During the Renaissance in Italy, the ruling classes expressed their power by filling their palaces and castles with art. It must have had the same impact as virtual reality and Oculus Rift today: the new sciences of perspective and realism opened up illusory spaces and became a talking point throughout the courts of Europe. The trend contributed to the country’s vast artistic heritage and the artworks can be discovered in their original locations or in museums.
One of the attractive things about art in Italy is that it is still very much part and parcel of everyday life. Many local trattorias have walls almost completely covered by local paintings, often given by the artist as payment for a square meal. But there are many other higher-end locations that perpetuate the concept of art as part of everyday life.

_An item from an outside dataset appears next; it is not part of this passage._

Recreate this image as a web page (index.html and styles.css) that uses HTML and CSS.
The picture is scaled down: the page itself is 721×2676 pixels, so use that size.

A good example is Caffè Florian, founded in Venice in 1720, frequented by artists of the day such as Canaletto and Guardi. Every year, the management asks a contemporary artist to reinvent one of the café’s interior spaces, and so over the years it has developed an extensive collection. Part of it can be viewed at Florian in Florence, where a fair number of works from the collection are shown, by important contemporary artists and photographers including Fabrizio Plessi, Gaetano Pesce and Gianni Berengo Gardin. Florian’s fine culinary arts are accompanied by fascinating visual art.
Also in Florence is a venue which will be of interest to art-loving ‘fishion victims.’ Fishing Lab is a restaurant with interiors preserving some Medieval frescoes that include the earliest authentic image of Dante Alighieri. Down in the basement, you reach archaeological excavations that have uncovered remains of Ancient Roman remains. Whether you are there for lunch, dinner or aperitif, don’t miss a visit to the Private Cellar.
In historical times, the patrons of art were the ruling classes. Today, art has become one of the ways in which companies with a well developed social commitment give something back. In Milan, Campari has long had connections with art, commissioning posters from contemporary artists, and now with a fascinating gallery at their headquarters in Sesto San Giovanni, in the northern suburbs. Galleria Campari is housed in a 1904 Art Nouveau building, refurbished by architect Mario Botta, and it includes a multi-media experience with fascinating contemporary installations. For a taste of the Campari heritage in central Milan, don’t miss Camparino in Galleria, in Galleria Vittorio Emanuele II. You can sample the classic aperitivo Campari Soda in interiors featuring lovely Art Nouveau mosaics.
Gallerie d’Italia in Piazza della Scala, Milan, is a spectacular art gallery, and the café provides a modern setting in which to take a break during the visit. Exhibitions this season include the new generation of Slovakian artists (8 September-23 October), and Canaletto and Bellotto (18 November 2016-5 March 2017).
There are a few hotels where Italy’s contemporary art can be savoured by both guests and the public at large. ‘WOW Windmills of Energy’ is an installation by Simone D’Auria on the exterior of the Ferragamo Art Gallery Hotel in Florence, and the artist’s work can also be seen inside.
Lastly, there are some modern architectural projects in Italy that give you the feeling of being catapulted into a dimension that is a world apart from everyday life. Architect Massimiliano Fuksas has designed a series of villas for the Is Molas Golf Resort in Sardinia, with the objective of creating ‘sculptures for living.’ In his own words, the concept “consists of working with the elements, the erosion of wind… in this project, man returns to living in inhabitable sculptures that are the new form of design, surpassing boxes and cages. They are the expression of freedom.”